From Thomas Cushing
ALS and LS (copy): Library of Congress
Boston Sept. 18 1773
The foregoing is Copy of my last8 since which I have not received any of your Favors; I have lately received a Letter from the Speaker of the House of Deputies of the Colony of Rhode Island desiring I would favor him with G Rome’s original Letter. I have wrote him that it is returned to England. Inclosed you have a Copy of the Speaker’s Letter and should be glad if you could furnish me, Mr. Bowler or Mr. Henry Merchant of Newport with the original Letter before mentioned, or if you cannot obtain leave to Send the original Letter Again, perhaps you may furnish us with an attested Copy of it, which may in some measure answer the purpose tho not so well as the original.9 I should be glad [if] you would Inform me how far the administration have proceeded with regard to the Judges saleries, we have been Informed that the King in Council has ordered that they shall be allowed Salleries from home, but whether Warrants have as yet been even Issued for their payment is uncertain. I should be glad to know in what situation this matter is in at present.10 I conclude with great respect Your most humble Servant
[In the margin:] Inclosed you have a Newspaper in which you have Inserted a Letter to the Cheif Justice and a paper laid before the Superior Court.1
Endorsed: Augst. 22. 732 Thos Cushing Esqr with Metcalf Bowler’s Letter, Speaker of the Rh Island Assembly.

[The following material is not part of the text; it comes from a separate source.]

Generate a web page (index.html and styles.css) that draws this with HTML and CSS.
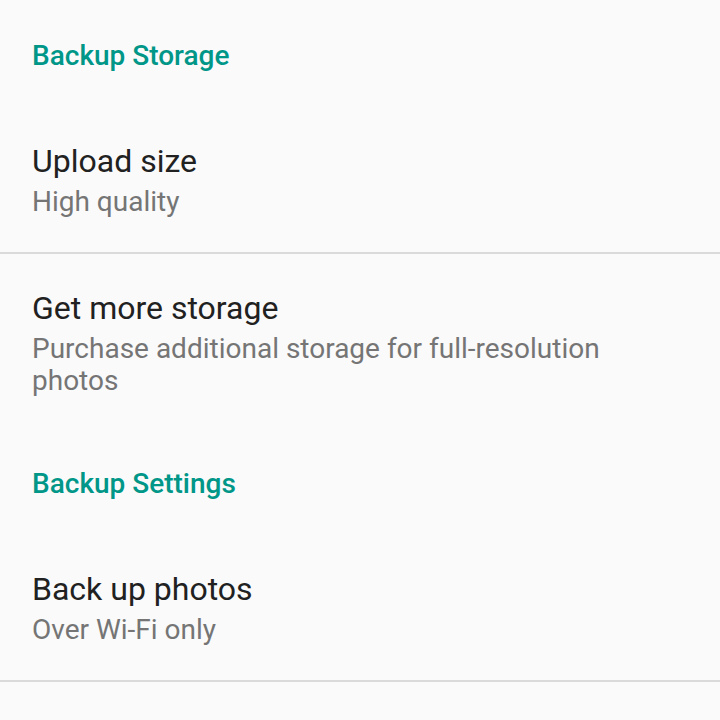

8. His letter of Aug. 26 above.
9. For Metcalf Bowler see the DAB, and for Henry Marchant above, XVIII, 145; XIX, 212–13. George Rome was an English merchant, who had come to Newport in 1761 to collect debts for a London firm; he and Thomas Moffatt were members of a group that made itself intensely unpopular, just before the Stamp Act crisis, by seeking revocation of the Rhode Island charter. Edmund S. and Helen M. Morgan, The Stamp Act Crisis … (Chapel Hill, N.C., ), pp. 47–8. Cushing’s inquiry about the letter in 1767 from Rome to Moffatt, part of the Hutchinson correspondence and printed below at the end of the appendix, is the first evidence that the Speaker had returned the original MSS to BF; they have vanished, along with whatever note accompanied them. Bowler’s letter, dated Aug. 20, 1773, and now in the Library of Congress, explained that Rome should be prosecuted, in the opinion of the Rhode Island House of Deputies, for having tried to promote measures that would subvert the rights of all the colonies and reduce them to slavery. A second inquiry from Bowler elicited a second request from Cushing below, Dec. 11. Whether or not BF produced the original, Rome was later haled before the House and imprisoned: Sabine, Loyalists, II, 237–8.
10. For the issues at stake in this controversy see above, pp. 111 n, 125 n. Royal warrants issued in August, 1772, for paying the judges’ salaries had not arrived by January, 1773, when the House voted the stipends for the previous year; Hutchinson delayed his assent until he had made sure that payments by the province and the crown would not overlap. In February the House voted the judicial salaries in advance for 1773; the Governor refused assent on the ground that paying for future services was unprecedented and would defeat the King’s intent. In March the House resolved that any judge who accepted a royal salary was promoting arbitrary government, and in June it declared that the judges must, on pain of impeachment, say whether they would accept. Bradford, ed., Mass. State Papers, pp. 365–7, 397–8; Mass. Arch., XXVII, 444–5, 452; Mass. House Jour., 1st session, May–June, 1773, pp. 87–8, 94. The warrants, to judge by Cushing’s inquiry, had still not arrived in September, more than a year after they had been issued.
1. The Mass. Spy of Sept. 16, which contained a letter attacking Chief Justice Peter Oliver for refusing to say whether he would take a royal salary, and a demand from the grand jury of the Superior Court, echoing the June resolution of the House mentioned above, that he and the other judges explain where they stood on the question.
2. Cushing misdated the copy of his letter of the 26th, mentioned in the first sentence.